Saturday, December 18, 2004

Abstractions in Design

Peter Torr from Microsoft blogged that Changing Abstractions in an Object Model is Hard. I think of system design as the "art" portion of software development. I consider a "programmer" as a person who is familiar with the technical (both normal and arcane) details of an operating system, language, or framework. The "software developer" needs to know the former, and branch out from there, thinking of object models, end-user usability, threat models, abstraction, and extensibility.
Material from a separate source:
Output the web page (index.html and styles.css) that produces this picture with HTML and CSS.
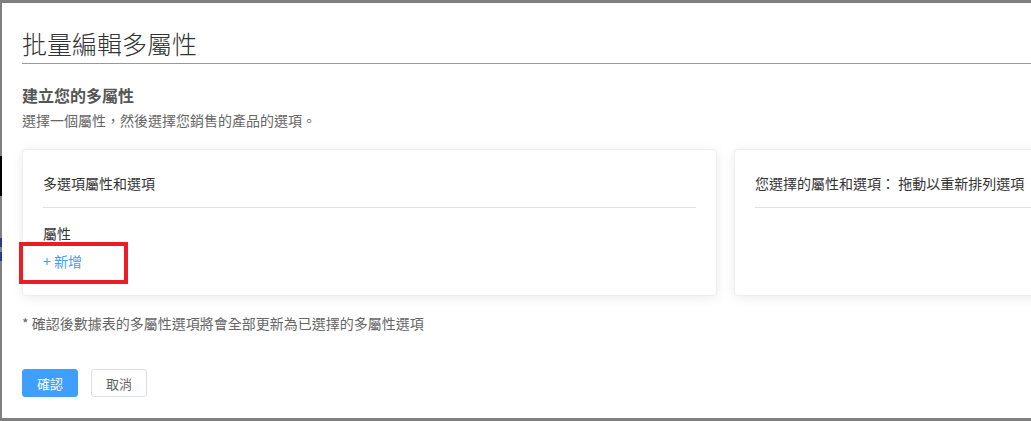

The italicized font portions below are quoted from the blog entry (some liberty with snipping was taken for readability out of context). If you are interested in learning more about solid design, this essay is a good high level overview. These are (IMHO) the salient points of the essay:

But to make a[n] object model easy to use, you want to simplify (abstract away) many of the details so that the developer has less concepts to understand and so that they can "discover" and use the features of the object model in a natural way. don't want to make your system more complicated than it needs to be. Complications lead to bugs, and unnecessary complications lead to unnecessary bugs. Having lots of "pluggable" components (interfaces, abstract classes) makes it hard to reason about the system (and to threat model it!) because you can't be sure what any given extension will do.

Or, if she is just getting started with the object and starts to read the conceptual overview, there will be far too many things obscuring the basic design that she won't be able to see the forest for all the trees. This is a real concern, since documentation is incredibly hard to write and minimizing the number of concepts a developer must grasp to use an object model is crucial to making it usable.